**PROMPT:** In the entries below, find every line holding the string "React" and collect it.

====== DATASET RECORDS

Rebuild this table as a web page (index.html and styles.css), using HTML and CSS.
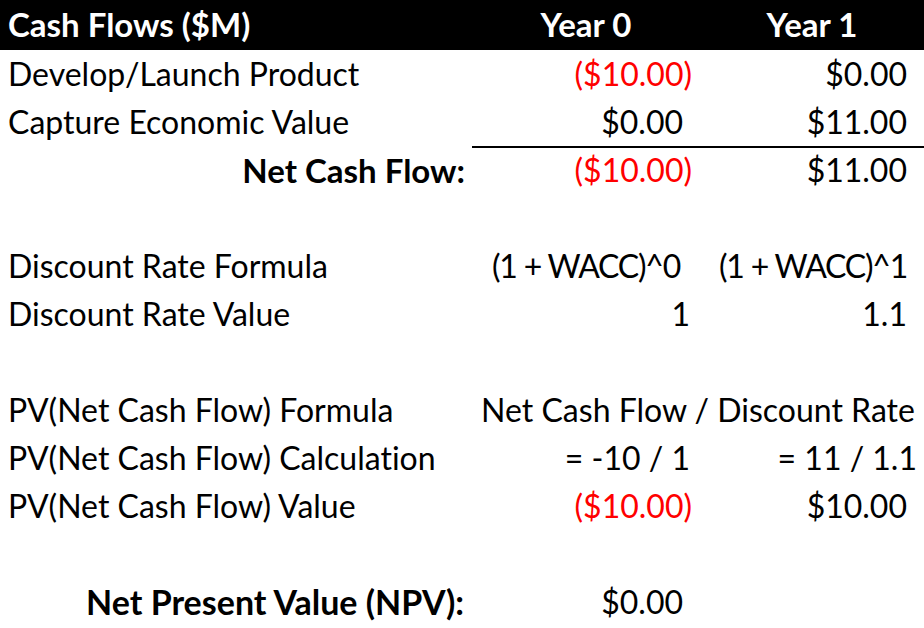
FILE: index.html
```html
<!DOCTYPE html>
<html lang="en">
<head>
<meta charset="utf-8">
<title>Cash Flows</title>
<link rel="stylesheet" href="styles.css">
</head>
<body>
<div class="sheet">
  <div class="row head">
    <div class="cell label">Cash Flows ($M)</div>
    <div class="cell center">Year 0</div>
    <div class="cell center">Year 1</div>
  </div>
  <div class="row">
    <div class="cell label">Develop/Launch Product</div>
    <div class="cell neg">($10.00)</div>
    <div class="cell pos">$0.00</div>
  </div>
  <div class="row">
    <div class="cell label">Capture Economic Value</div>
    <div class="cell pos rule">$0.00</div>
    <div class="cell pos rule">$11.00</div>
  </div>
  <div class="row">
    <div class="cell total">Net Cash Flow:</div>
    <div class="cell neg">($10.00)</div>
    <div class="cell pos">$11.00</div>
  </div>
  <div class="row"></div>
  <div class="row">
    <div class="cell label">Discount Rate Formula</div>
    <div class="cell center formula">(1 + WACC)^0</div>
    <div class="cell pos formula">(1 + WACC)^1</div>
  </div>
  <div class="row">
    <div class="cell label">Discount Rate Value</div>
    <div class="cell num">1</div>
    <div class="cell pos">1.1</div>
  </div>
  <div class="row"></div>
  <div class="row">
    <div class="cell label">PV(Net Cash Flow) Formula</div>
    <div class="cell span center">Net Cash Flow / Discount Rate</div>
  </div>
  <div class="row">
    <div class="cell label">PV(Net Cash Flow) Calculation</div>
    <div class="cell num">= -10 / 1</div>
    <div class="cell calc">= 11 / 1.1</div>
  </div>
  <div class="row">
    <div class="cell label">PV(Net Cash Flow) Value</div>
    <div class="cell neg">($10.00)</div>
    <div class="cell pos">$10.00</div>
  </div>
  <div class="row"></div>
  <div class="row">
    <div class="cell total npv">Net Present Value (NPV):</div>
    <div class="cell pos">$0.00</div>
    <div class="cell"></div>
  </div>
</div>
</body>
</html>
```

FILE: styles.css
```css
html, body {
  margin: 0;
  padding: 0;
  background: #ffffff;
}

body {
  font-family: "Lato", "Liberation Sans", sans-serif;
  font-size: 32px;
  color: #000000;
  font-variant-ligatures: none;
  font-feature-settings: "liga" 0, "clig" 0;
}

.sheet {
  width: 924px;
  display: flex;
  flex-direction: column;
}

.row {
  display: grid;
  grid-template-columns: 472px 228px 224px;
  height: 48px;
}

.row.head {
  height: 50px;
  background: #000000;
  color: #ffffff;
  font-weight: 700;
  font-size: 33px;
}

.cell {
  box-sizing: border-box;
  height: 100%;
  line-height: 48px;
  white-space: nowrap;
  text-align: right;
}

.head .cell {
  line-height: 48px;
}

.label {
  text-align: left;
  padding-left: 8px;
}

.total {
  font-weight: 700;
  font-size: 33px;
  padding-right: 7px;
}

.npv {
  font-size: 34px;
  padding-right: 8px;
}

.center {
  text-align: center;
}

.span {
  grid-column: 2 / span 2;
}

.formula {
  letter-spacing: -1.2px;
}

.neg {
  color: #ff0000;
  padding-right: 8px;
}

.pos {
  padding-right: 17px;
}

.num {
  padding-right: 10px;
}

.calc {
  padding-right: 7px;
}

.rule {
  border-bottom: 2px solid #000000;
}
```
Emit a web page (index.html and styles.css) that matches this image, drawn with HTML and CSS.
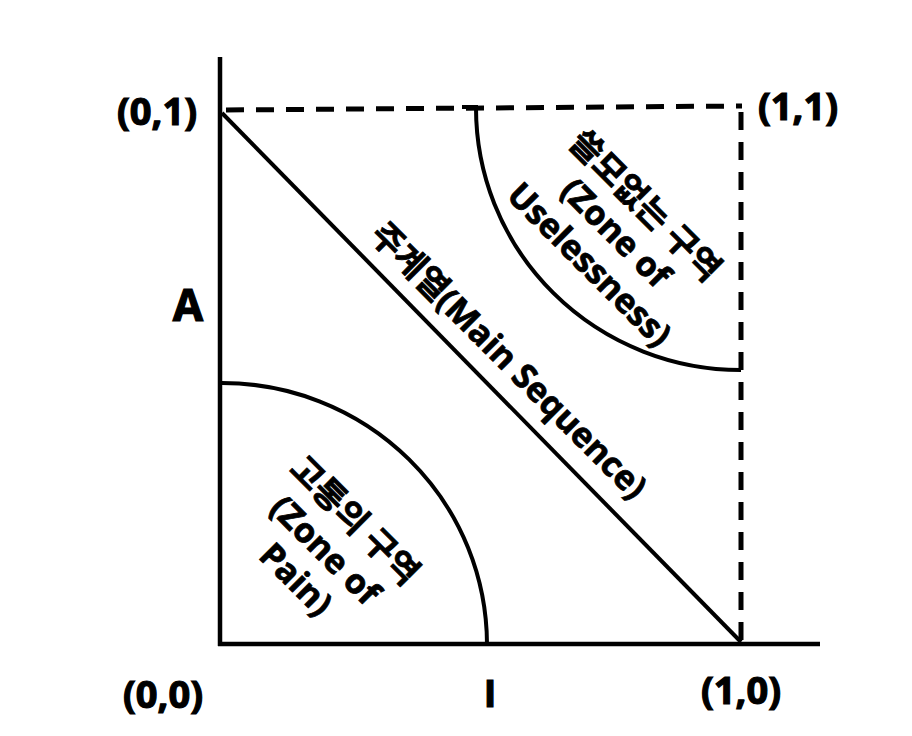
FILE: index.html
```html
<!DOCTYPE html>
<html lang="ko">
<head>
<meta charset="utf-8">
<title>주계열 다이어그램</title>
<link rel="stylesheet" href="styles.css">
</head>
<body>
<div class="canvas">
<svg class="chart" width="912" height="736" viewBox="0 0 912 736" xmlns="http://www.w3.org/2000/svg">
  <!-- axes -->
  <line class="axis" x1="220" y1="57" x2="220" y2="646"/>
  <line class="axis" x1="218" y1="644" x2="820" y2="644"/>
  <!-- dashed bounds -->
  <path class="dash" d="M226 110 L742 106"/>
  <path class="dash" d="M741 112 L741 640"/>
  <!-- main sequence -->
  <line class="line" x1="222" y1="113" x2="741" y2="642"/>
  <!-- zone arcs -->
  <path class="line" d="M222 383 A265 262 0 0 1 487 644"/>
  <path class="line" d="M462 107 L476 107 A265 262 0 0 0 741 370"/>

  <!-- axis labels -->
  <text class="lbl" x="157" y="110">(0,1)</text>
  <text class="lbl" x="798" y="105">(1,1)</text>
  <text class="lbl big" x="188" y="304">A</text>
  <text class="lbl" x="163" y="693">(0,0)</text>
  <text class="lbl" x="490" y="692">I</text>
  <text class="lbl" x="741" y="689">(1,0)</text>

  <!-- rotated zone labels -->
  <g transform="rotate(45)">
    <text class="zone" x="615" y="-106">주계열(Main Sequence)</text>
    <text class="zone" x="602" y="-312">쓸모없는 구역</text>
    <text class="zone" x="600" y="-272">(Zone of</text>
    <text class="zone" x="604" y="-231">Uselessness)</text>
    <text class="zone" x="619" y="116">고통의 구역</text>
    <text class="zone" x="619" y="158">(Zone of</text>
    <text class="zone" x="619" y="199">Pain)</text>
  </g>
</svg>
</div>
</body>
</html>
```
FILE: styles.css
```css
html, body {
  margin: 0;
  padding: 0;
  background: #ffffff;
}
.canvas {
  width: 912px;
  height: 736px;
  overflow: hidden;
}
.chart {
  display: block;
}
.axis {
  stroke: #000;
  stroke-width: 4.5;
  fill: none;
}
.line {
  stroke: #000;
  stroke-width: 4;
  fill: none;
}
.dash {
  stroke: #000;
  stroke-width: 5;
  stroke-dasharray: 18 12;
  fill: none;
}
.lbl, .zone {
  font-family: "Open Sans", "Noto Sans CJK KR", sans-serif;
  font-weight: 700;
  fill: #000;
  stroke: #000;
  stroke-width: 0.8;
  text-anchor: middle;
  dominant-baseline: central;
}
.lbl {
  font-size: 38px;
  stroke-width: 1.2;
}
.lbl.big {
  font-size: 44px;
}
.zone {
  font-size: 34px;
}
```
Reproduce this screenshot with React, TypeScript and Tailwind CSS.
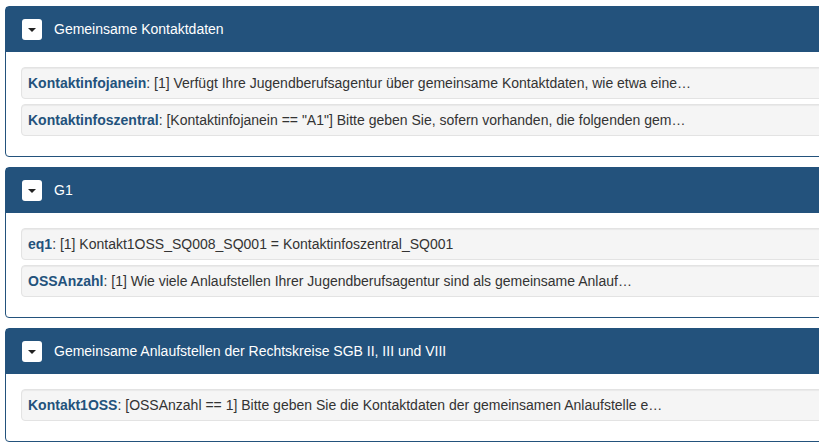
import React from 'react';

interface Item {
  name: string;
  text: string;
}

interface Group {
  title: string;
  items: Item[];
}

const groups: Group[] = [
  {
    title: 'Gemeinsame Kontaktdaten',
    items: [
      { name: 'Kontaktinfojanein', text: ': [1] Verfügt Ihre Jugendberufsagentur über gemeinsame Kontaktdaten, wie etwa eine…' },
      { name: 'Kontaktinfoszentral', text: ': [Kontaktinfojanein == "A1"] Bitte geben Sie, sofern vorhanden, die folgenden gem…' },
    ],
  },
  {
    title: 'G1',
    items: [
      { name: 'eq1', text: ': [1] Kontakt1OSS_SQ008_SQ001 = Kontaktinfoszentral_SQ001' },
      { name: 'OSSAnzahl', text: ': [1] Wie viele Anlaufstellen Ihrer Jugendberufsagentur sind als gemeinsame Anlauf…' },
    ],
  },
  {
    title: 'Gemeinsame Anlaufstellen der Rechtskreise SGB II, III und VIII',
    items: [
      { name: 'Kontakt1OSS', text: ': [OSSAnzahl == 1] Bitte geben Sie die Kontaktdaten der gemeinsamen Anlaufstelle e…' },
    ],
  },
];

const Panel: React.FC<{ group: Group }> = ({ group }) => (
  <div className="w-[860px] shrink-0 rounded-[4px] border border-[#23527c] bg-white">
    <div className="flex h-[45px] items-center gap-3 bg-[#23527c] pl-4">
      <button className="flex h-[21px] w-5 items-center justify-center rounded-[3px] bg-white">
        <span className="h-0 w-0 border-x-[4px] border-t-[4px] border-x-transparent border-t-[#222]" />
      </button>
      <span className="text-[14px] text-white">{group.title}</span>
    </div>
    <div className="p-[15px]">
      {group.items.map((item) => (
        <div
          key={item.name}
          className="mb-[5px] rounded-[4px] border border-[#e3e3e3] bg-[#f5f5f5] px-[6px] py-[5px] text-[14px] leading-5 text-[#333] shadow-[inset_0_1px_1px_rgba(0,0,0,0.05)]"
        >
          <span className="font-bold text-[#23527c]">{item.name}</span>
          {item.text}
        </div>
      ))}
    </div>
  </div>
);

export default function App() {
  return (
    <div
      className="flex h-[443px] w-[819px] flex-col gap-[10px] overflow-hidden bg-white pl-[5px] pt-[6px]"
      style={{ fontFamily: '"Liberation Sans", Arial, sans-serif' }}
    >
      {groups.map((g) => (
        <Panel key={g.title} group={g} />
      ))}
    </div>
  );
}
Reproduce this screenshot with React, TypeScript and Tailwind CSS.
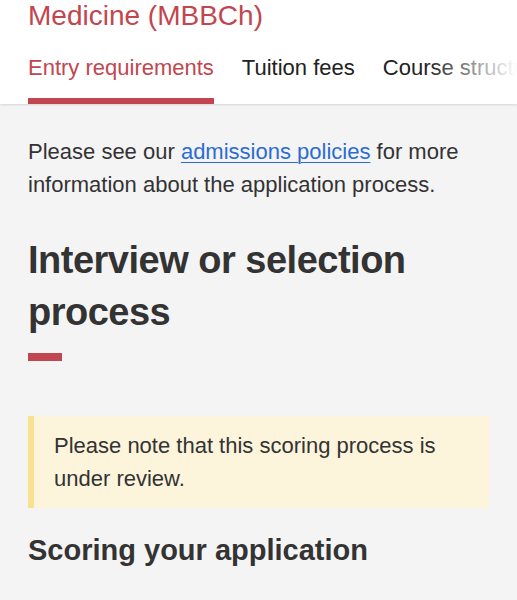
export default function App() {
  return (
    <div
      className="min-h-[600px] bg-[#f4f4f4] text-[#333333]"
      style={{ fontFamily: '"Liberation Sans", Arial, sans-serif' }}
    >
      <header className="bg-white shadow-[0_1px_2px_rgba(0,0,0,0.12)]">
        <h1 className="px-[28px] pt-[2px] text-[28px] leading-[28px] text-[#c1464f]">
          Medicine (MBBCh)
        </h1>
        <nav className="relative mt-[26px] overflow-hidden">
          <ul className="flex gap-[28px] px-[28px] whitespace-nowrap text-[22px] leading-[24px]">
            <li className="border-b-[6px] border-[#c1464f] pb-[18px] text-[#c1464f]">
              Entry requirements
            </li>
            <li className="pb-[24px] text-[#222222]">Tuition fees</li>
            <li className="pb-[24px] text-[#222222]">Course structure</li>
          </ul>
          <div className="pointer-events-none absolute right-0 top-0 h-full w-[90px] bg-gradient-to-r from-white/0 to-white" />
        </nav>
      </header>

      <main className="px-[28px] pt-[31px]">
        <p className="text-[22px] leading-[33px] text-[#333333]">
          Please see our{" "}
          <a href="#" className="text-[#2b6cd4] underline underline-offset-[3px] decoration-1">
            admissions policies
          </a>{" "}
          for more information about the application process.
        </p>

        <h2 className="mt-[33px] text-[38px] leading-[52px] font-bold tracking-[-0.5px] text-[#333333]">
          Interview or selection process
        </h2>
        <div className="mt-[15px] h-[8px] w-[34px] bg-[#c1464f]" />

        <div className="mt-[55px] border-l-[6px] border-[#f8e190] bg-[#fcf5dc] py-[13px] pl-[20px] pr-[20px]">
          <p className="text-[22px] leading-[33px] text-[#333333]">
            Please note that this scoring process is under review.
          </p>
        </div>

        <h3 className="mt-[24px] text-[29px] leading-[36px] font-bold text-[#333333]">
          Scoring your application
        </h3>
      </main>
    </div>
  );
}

============

**WRITTEN SOLUTION:**
Reproduce this screenshot with React, TypeScript and Tailwind CSS.
import React from 'react';
const Panel: React.FC<{ group: Group }> = ({ group }) => (
Reproduce this screenshot with React, TypeScript and Tailwind CSS.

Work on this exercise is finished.